Making A QR Clock Bigger, Cheaper, And Better

With the massive response and blog cred from his QR Code clock, [ch00f] felt it was time to step up his game and update his design to a proper commercial product. His new QR clock is bigger, brighter, cheaper, and in every way better than the old version, but these improvements came at a cost.

The LED matrices [ch00f] used in his earlier, smaller version weren’t very aesthetically pleasing. He wanted the lights to shine a brilliant white, and also be somewhat attractive when not illuminated. The 8×8 LED arrays [ch00f] picked up from Futurlec had a disgusting yellow coating on each LED that turned light emitted by the blue LEDs inside to a brilliant white. This simply wouldn’t do for a commercial product with [ch00f]’s name on it, so he turned to the one place in the universe where everything was for sale: alibaba.com.

After some trials and tribulations with component manufacturers in China, [ch00f] had the perfect LED matrix; not too expensive, very good quality control, and something that looked really good when both unpowered and illuminated.

Now that his boards are being spun up, [ch00f] hopes to sell his QR clock on Tindie. Each 24×24 LED matrix should cost less than $100, a pretty good deal if you ask us. He’d like to know if anyone out there has any feature requests, to which we can only say he should get rid of the PCB border. Tiling a few of these displays and controlling them via serial would be much cooler than a QR Code clock.

21 thoughts on “Making A QR Clock Bigger, Cheaper, And Better

          1. That’s why you change the firmware to add a bit of randomness to the resulting code. add in the miliseconds each time the code is generated, then you end up with a different code at every minute when it updates :).

      1. I know, and it’s basically turned into /r/etsy. It’s sad that every post isn’t something cool, instead it’s “Hey, here’s a thinly veiled reason for posting my Etsy page!”. But this is a bit off topic from your project.

      1. I’m also confused by JD’s comment. Blogs and sites like reddit are great ways to advertise for free.

        If you don’t like people trying to sell you stuff make a sub reddit named r/SomethingMadeAndNotForSale then moderate the crap out of it. ‘Merica!!

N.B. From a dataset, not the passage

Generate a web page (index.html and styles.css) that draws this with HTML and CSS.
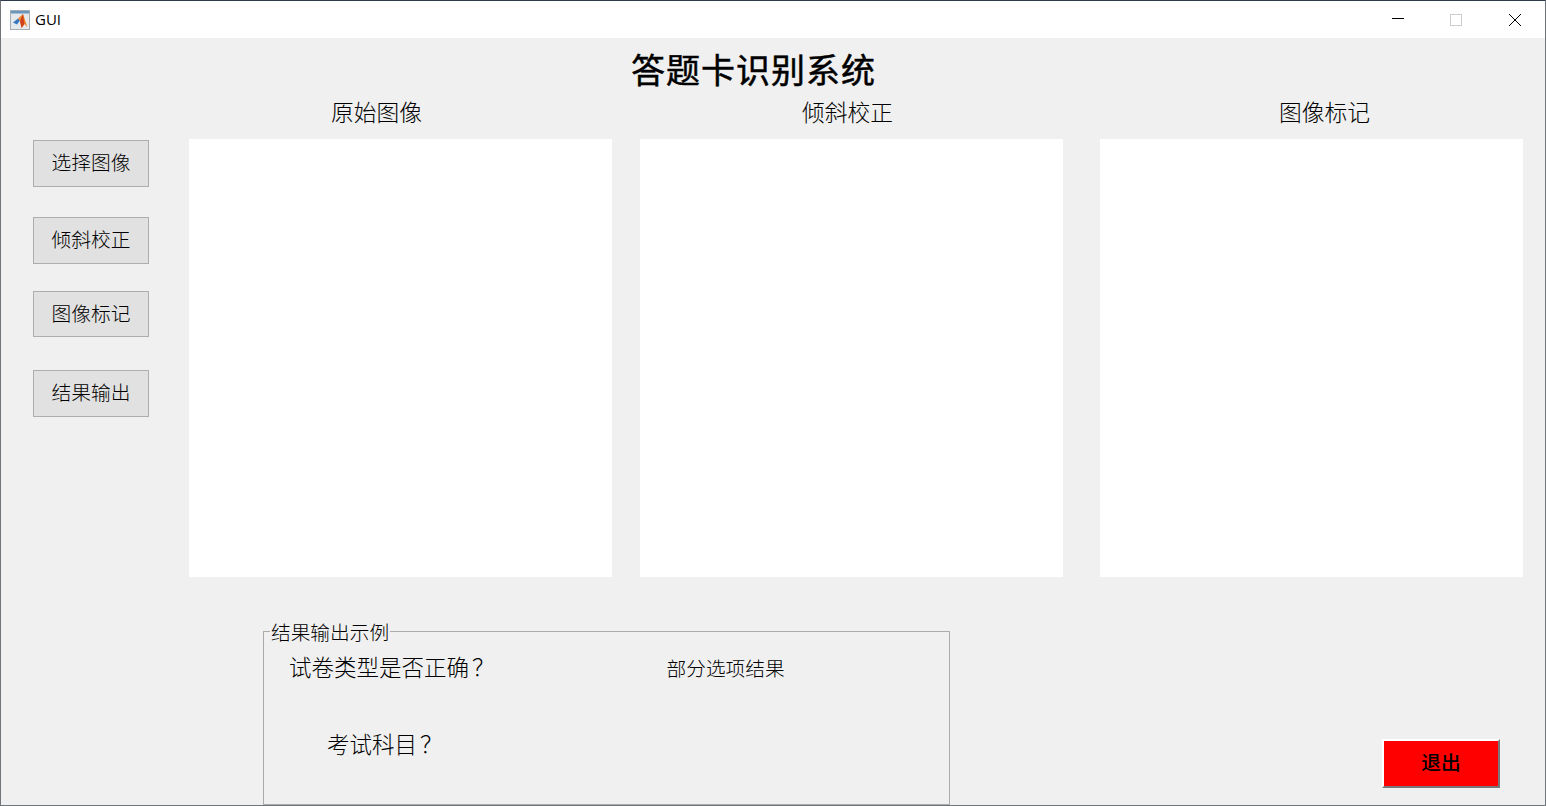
FILE: index.html
```html
<!DOCTYPE html>
<html lang="zh-CN">
<head>
<meta charset="utf-8">
<title>GUI</title>
<link rel="stylesheet" href="styles.css">
</head>
<body>
<div class="window">
  <header class="titlebar">
    <svg class="app-icon" viewBox="0 0 20 20" width="20" height="20">
      <rect x="0.5" y="0.5" width="19" height="19" fill="#e6e9ec" stroke="#a4abb2"/>
      <rect x="1" y="1" width="18" height="2.5" fill="#6b97bd"/>
      <path d="M3 12.5 L8 8.5 L10 10.5 L7 14.5Z" fill="#3a78bd"/>
      <path d="M8 8.5 L13 4 L17.5 17 L14.5 14 L11.5 18 L10 11Z" fill="#ef8a2e"/>
      <path d="M13 4 L10 11 L11.5 18 L14.5 14Z" fill="#cf421c"/>
    </svg>
    <span class="app-name">GUI</span>
    <div class="controls">
      <svg viewBox="0 0 12 12" width="12" height="12" class="ctl-min"><path d="M0 6.5H12.5" stroke="#000" stroke-width="1"/></svg>
      <svg viewBox="0 0 12 12" width="12" height="12" class="ctl-max"><rect x="0.5" y="0.5" width="11" height="11" fill="none" stroke="#ccc"/></svg>
      <svg viewBox="0 0 12 12" width="12" height="12" class="ctl-close"><path d="M0 0L12 12M12 0L0 12" stroke="#000" stroke-width="1"/></svg>
    </div>
  </header>
  <main class="content">
    <h1 class="heading">答题卡识别系统</h1>
    <div class="labels">
      <span class="label label-a">原始图像</span>
      <span class="label label-b">倾斜校正</span>
      <span class="label label-c">图像标记</span>
    </div>
    <div class="workspace">
      <nav class="actions">
        <button class="btn btn-1">选择图像</button>
        <button class="btn btn-2">倾斜校正</button>
        <button class="btn btn-3">图像标记</button>
        <button class="btn btn-4">结果输出</button>
      </nav>
      <div class="panel panel-a"></div>
      <div class="panel panel-b"></div>
      <div class="panel panel-c"></div>
    </div>
    <div class="bottom">
      <fieldset class="group">
        <legend class="group-title">结果输出示例</legend>
        <div class="row-one">
          <span class="q">试卷类型是否正确<span class="qm">&#xFF1F;</span></span>
          <span class="partial">部分选项结果</span>
        </div>
        <div class="q q-subject">考试科目<span class="qm">&#xFF1F;</span></div>
      </fieldset>
      <button class="exit">退出</button>
    </div>
  </main>
</div>
</body>
</html>
```
FILE: styles.css
```css
* { box-sizing: border-box; }
html, body { margin: 0; height: 806px; overflow: hidden; }
body {
  font-family: "Liberation Serif", "Noto Sans CJK SC", serif;
  font-weight: 300;
  color: #000;
}
.window {
  width: 1546px;
  height: 806px;
  display: flex;
  flex-direction: column;
  background: #f0f0f0;
  border: 1px solid #70757a;
  border-top-color: #2c3b47;
  overflow: hidden;
}
.titlebar {
  height: 37px;
  flex: none;
  display: flex;
  align-items: center;
  background: #fff;
  padding-left: 9px;
}
.app-icon { flex: none; }
.app-name {
  margin: -2px 0 0 5px;
  font: 400 15px "Open Sans", "Noto Sans", sans-serif;
  color: #000;
}
.controls { margin-left: auto; display: flex; align-items: center; }
.ctl-min { margin-right: 46px; margin-top: -3px; }
.ctl-max { margin-right: 47px; }
.ctl-close { margin-right: 24px; }
.content { flex: 1; display: flex; flex-direction: column; min-height: 0; }
.heading {
  margin: 14px 0 0 0;
  padding-left: 630px;
  font-size: 34px;
  line-height: 40px;
  height: 45px;
  font-weight: 400;
  -webkit-text-stroke: 0.5px #000;
  letter-spacing: 1px;
  color: #000;
}
.labels { display: flex; height: 43px; font-size: 22.75px; line-height: 34px; }
.label { display: block; width: 92px; white-space: nowrap; }
.label-a { margin-left: 330px; }
.label-b { margin-left: 379px; }
.label-c { margin-left: 385px; }
.workspace { display: flex; align-items: flex-start; height: 438px; margin-top: -1px; }
.actions { width: 188px; flex: none; padding-left: 32px; display: flex; flex-direction: column; }
.btn {
  width: 116px;
  height: 47px;
  background: #e1e1e1;
  border: 1px solid #adadad;
  font: inherit;
  font-size: 19.75px;
  color: #000;
  padding: 0 0 4px;
  display: block;
}
.btn-1 { margin-top: 1px; }
.btn-2 { margin-top: 30px; }
.btn-3 { margin-top: 27px; height: 46px; }
.btn-4 { margin-top: 33px; }
.panel { width: 423px; height: 438px; background: #fff; flex: none; }
.panel-b { margin-left: 28px; }
.panel-c { margin-left: 37px; }
.bottom { display: flex; align-items: flex-start; margin-top: 42px; flex: 1; min-height: 0; }
.group {
  margin: 0 0 0 262px;
  width: 687px;
  height: 186px;
  padding: 0 0 0 25px;
  border: 1px solid #ababab;
  flex: none;
  min-width: 0;
}
.group-title { font-size: 19.7px; line-height: 22px; padding: 3px 1px 0; margin-left: -19px; color: #000; }
.row-one { display: flex; align-items: center; height: 26px; margin-top: 10px; }
.q { font-size: 22.5px; line-height: 26px; white-space: nowrap; }
.qm { font-family: "Noto Sans CJK TC", sans-serif; margin-left: 3px; }
.partial { font-size: 19.7px; margin-left: 172px; white-space: nowrap; }
.q-subject { margin: 50px 0 0 38px; }
.exit {
  margin: 120px 0 0 432px;
  width: 118px;
  height: 49px;
  background: #f00;
  border: 2px solid;
  border-color: #fff #777 #777 #fff;
  font: inherit;
  font-size: 19.7px;
  font-weight: 500;
  color: #000;
  padding: 0 0 4px;
  flex: none;
}
```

        1. I think JD is referring to how folks used to “do something for their own selves” instead of the 4000 photo docu blog that we have become accustomed to, where everything is a notch on their CV. Then ya find out they never did it for anything other than to make money by cobbling a couple of pre-made uc modules together. It takes away from DIY and makes it more of DIFM. It happens everywhere. You should hear my grandma fuss about the scrapbook scene and some “SharonB” she dislikes for taking stuff from Joanns and gluing it together and reselling it. People are people.
          I’d rather be broke than rip off some 13yo kid that spent his allowance on something he has really wanted (and may learn from) or a 85yo woman that likes to make nice picture decorations, but this is what america is founded on. Take a look at the $5.00 cracker box amp on Make. $30.00. Did Make actually come up with the little gem? Nope, but there is $6.15 worth of parts with links to pdfs that still have mislabeled inputs. Top notch. I think that is what JD is railing against. Probably why I’ll end up castnetting for shrimp on the beach for dinner at 60, broke as crap lol. I guess it is the blessed curse of capitalism, like a band that gets too popular to be cool.

    1. I recommend aliexpress.com (run by alibaba) if you’re just looking for hobby stuff. Lead times are long, like anything from china, but you’ll see a lot more stuff in single units rather than wholesale.

      As a bonus if you do decide to go commercial, odds are you’re already talking to a vendor.

  1. When I first saw this project on HaD I thought it was awesome. I still think it’s awesome this time. But would I buy it? No.. Would I enjoy making one? Sure!

    The linked article includes enough interesting info to make this post not just a pure advert :)

    1. @Ch00f
      ok, now i’ve finished the text and understand the problem, that the QR code doesn’t fill the whole display. but even if you not have enough pixel for counting seconds. why not using row/column for a ‘animation’ so people see the clock is running. for example whole row / whole column – on/off…or a ‘knight rider’-animation. or just improve the housing – a wider wooden frame which covers the unused pixel.

      just my two cents, even if i’m sure you already thought about this!